If you don't like what you're doing, odds are the client won't either. The design and illustration have to speak to you first, your voice needs to come through. You have to invest something of yourself into the project and then, once you do, the whole process will flow easier, you're solutions will be stronger and your batting average with clients approvals will go up.

If you don't doodle, start. And don't tell me "I can't draw a stick figure." because that's a doodle. Anything goes. Here's a creative exercise I do with my two girls. I draw a random squiggly line on a sheet of paper and then they have to use that line and make something. I got this idea from a friend in Electronics class in high school. He was too lazy to go find a pencil sharpener and rolled his pencil on a sheet of paper to sharpen the point. I saw these squiggly lines and drew something out of each one. My friend saw that and it started a weekly ritual to pass the time during class. So grab a pencil, draw a squiggle and doodle something today!"
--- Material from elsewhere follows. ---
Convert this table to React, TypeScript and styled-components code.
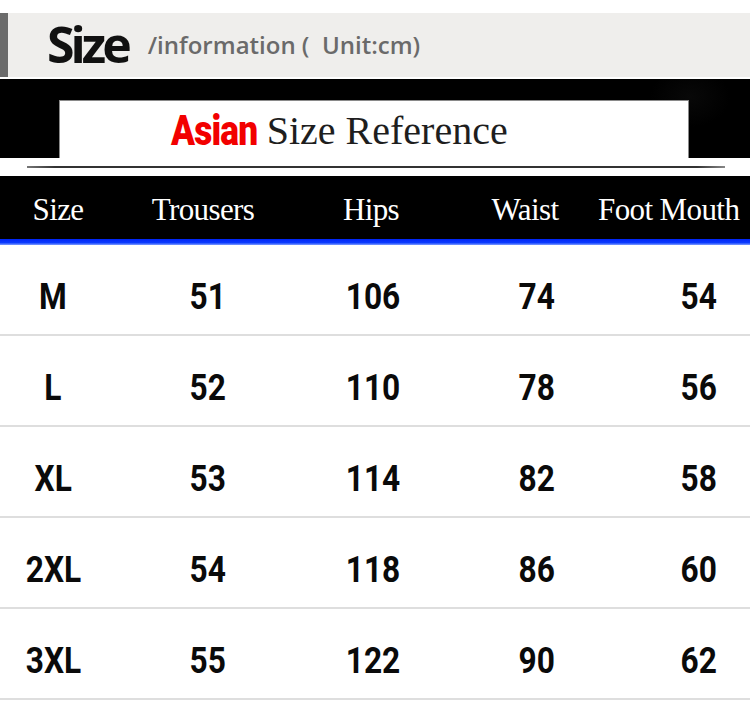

As for clients, Glitschka suggests finding a good designer who not only has good design sense, but a solid understanding of marketing. Then, trust him or her with your company's image and vision.

Beyond this, he suggests checking www.aiga.com and find a local chapter near you to get a referral. You'll be directed towards a professional, not a hack who knows the right pull-down menus and has some clip-art and a PC.

Down the road
The Vonster has a vision. Down the road he'd like to see his practice grow to 3-7 creatives working in a loft studio cranking out killer design and illustration. He anticipates producing more of their own product lines and, as he puts it, "generally having a swell time hanging out together doing what we love to do. I think it's a very real possibility."

Farther down the glitzy road, the Glitschka looks forward to the day he hires his oldest daughter as a designer/illustrator and watches as she flourishes in her creative career.